Crisi energetica: il punto della situazione

L’invasione dell’Ucraina e il ruolo della Russia spiegano i recenti rincari di petrolio ed energia. Come affrontare e limitare i danni causati dalla crisi energetica? Come agire in futuro per evitare conseguenze simili? Ne parliamo con Davide Tabarelli, presidente di Nomisma Energia, società di ricerca in campo energetico e ambientale

Come siamo arrivati ai recenti rincari del petrolio e dell’energia e, quindi, delle nostre bollette?
«È una crisi imprevedibile, la peggiore che potesse accadere: una crisi politica e militare che coinvolge il maggiore esportatore di energia al mondo, in gran parte energia esportata verso l’Europa, soprattutto gas, ma anche molto petrolio. Il gas in Europa ha prezzi che sono schizzati da mesi, perché avevano razionalmente anticipato quello che sembrava impossibile, ma che poi si è avverato il 24 febbraio scorso con l’invasione dell’Ucraina. Il gas serve a produrre l’elettricità e, allora, anche i suoi prezzi sono esplosi. Le bollette hanno semplicemente scontato l’esplosione dei prezzi internazionali».

C’è chi dice che qualcuno stia speculando e si avvantaggi della situazione. Vero o no?
«Non è solo la finanza che sta guidando i prezzi. Certamente sta guadagnando, ma le cause degli aumenti sono strutturali. Troppo facile prendersela con la speculazione».

Il caro energia peserà sulla produzione e, quindi, sarà un freno per la ripresa. Sono sufficienti le misure del governo a sostegno delle imprese?
«Sono delle misure per limitare l’impatto, ma fanno poco con il trascorrere dei mesi. Le risorse fino ad ora stanziate sono 16 miliardi di euro, quelle per le imprese non superano i 7 miliardi, contro aumenti dei costi dell’ordine di 40 miliardi. Non possono fare molto le misure in questione».

Cosa fare per uscirne?
«Non se ne esce se non con una pace veloce. Altrimenti, con il passare delle settimane si rischia di andare verso un peggioramento, con addirittura un embargo che potrebbe significare razionamento delle forniture».

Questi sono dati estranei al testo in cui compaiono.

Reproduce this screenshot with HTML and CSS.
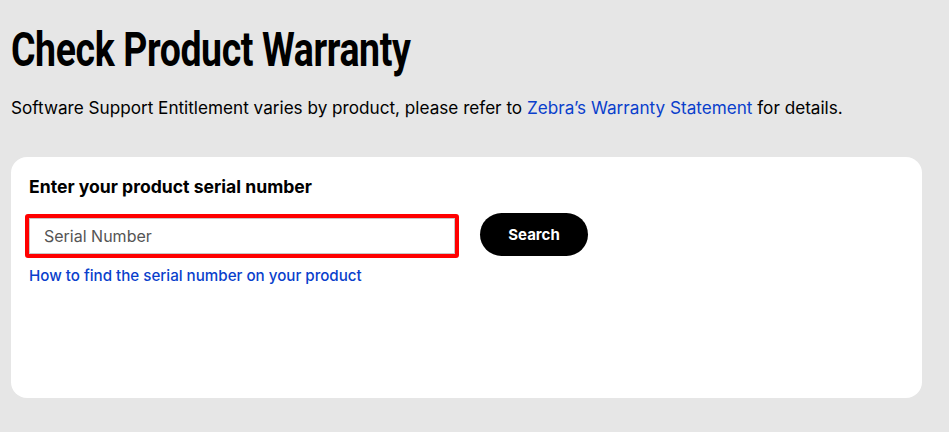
FILE: index.html
```html
<!DOCTYPE html>
<html>
    <head>
        <title>Check Product Warranty</title>
        <link rel="stylesheet" href="styles.css">
    </head>
    <body>
        <div class="page">
            <h1 class="title"><span class="title-text">Check Product Warranty</span></h1>
            <p class="intro">Software Support Entitlement varies by product, please refer to <a href="#" class="link">Zebra’s Warranty Statement</a> for details.</p>

            <div class="card">
                <label class="card-label" for="serial">Enter your product serial number</label>
                <div class="search-row">
                    <div class="field">
                        <input id="serial" class="serial-input" type="text" placeholder="Serial Number">
                    </div>
                    <button class="search-btn">Search</button>
                </div>
                <a href="#" class="help-link">How to find the serial number on your product</a>
            </div>
        </div>
    </body>
</html>
```

FILE: styles.css
```css
body {
  margin: 0;
  background: #e6e6e6;
  font-family: Inter, "Liberation Sans", sans-serif;
  color: #000;
}

.page {
  padding: 0 27px 0 11px;
}

.title {
  margin: 0;
  padding-top: 22px;
  font-family: Roboto, "Liberation Sans", sans-serif;
  font-weight: 700;
  font-size: 48px;
  line-height: 56px;
  letter-spacing: -0.5px;
  white-space: nowrap;
}

/* narrow the heading to a condensed look */
.title-text {
  display: inline-block;
  transform: scaleX(0.78);
  transform-origin: left center;
}

.intro {
  margin: 18px 0 0;
  font-size: 17.15px;
  line-height: 24px;
}

.link {
  color: #0a3fcc;
  text-decoration: none;
}

.card {
  margin-top: 37px;
  background: #fff;
  border-radius: 16px;
  height: 241px;
  box-sizing: border-box;
  padding: 18px 18px;
}

.card-label {
  display: block;
  font-weight: 700;
  font-size: 17.6px;
  line-height: 24px;
}

.search-row {
  display: flex;
  align-items: center;
  gap: 21px;
  margin-top: 15px;
}

.field {
  margin-left: -4px;
  border: 4px solid #ff0000;
  border-radius: 3px;
}

.serial-input {
  display: block;
  width: 426px;
  height: 36px;
  box-sizing: border-box;
  border: 1px solid #c8c8c8;
  padding: 0 14px;
  font-family: Inter, "Liberation Sans", sans-serif;
  font-size: 16px;
  color: #333;
  outline: none;
}

.serial-input::placeholder {
  color: #555;
}

.search-btn {
  width: 108px;
  height: 43px;
  border: none;
  border-radius: 22px;
  background: #000;
  color: #fff;
  font-family: Inter, "Liberation Sans", sans-serif;
  font-weight: 700;
  font-size: 15px;
  margin-top: -4px;
}

.help-link {
  display: inline-block;
  margin-top: 8px;
  color: #0a3fcc;
  font-size: 15.15px;
  font-weight: 500;
  text-decoration: none;
}
```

Quali i fattori da monitorare per valutare quando, se e come torneremo alla normalità?
«Molto semplice, occorre guardare l’andamento dei prezzi sui mercati. Uno degli aspetti positivi della finanziarizzazione delle materie prime è la creazione di borse merci da cui partono le quotazioni minuto per minuto, facilmente disponibili per tutti. Non appena ci saranno notizie positive i prezzi cominceranno a scendere».

La situazione attuale può essere un freno alla sostenibilità ambientale e alla decarbonizzazione?
«Nel breve termine sì, perché servirà usare più carbone e posticipare, speriamo, la chiusura delle centrali nucleari. Ma, allo stesso tempo, rappresenta un forte incentivo, perché abbiamo bisogno di tutto in questa emergenza, ancora di più delle rinnovabili, che ora costano pochissimo rispetto al gas e che sono indipendenti».

Lei che previsioni fa pensando a cittadini e aziende?
«Innanzitutto, premetto che le mie previsioni hanno ciccato per mesi, perché per mesi dicevo che i mercati erano impazziti e che addirittura forse era il caso di chiuderli: non avrei mai creduto che la Russia volesse davvero invadere l’Ucraina. Detto questo, credo che l’interruzione delle forniture sia improbabile e che presto si arrivi a un cessate il fuoco. Ma la situazione è troppo complessa e difficile da decifrare».

Cosa ci deve insegnare l’attuale crisi a livello di prezzi dell’energia?
«Che dobbiamo diversificare di più, che dobbiamo ovviamente spingere sulle rinnovabili, ma avere anche capacità di riserva a carbone, produrre più dal gas nazionale, ripensare al nucleare, che ha anche il grande vantaggio di non emettere Co2. E poi dobbiamo chiederci con chi fare in futuro affari, perché la Russia non è l’unica autocrazia che esporta fossili e a cui diamo tantissimi soldi».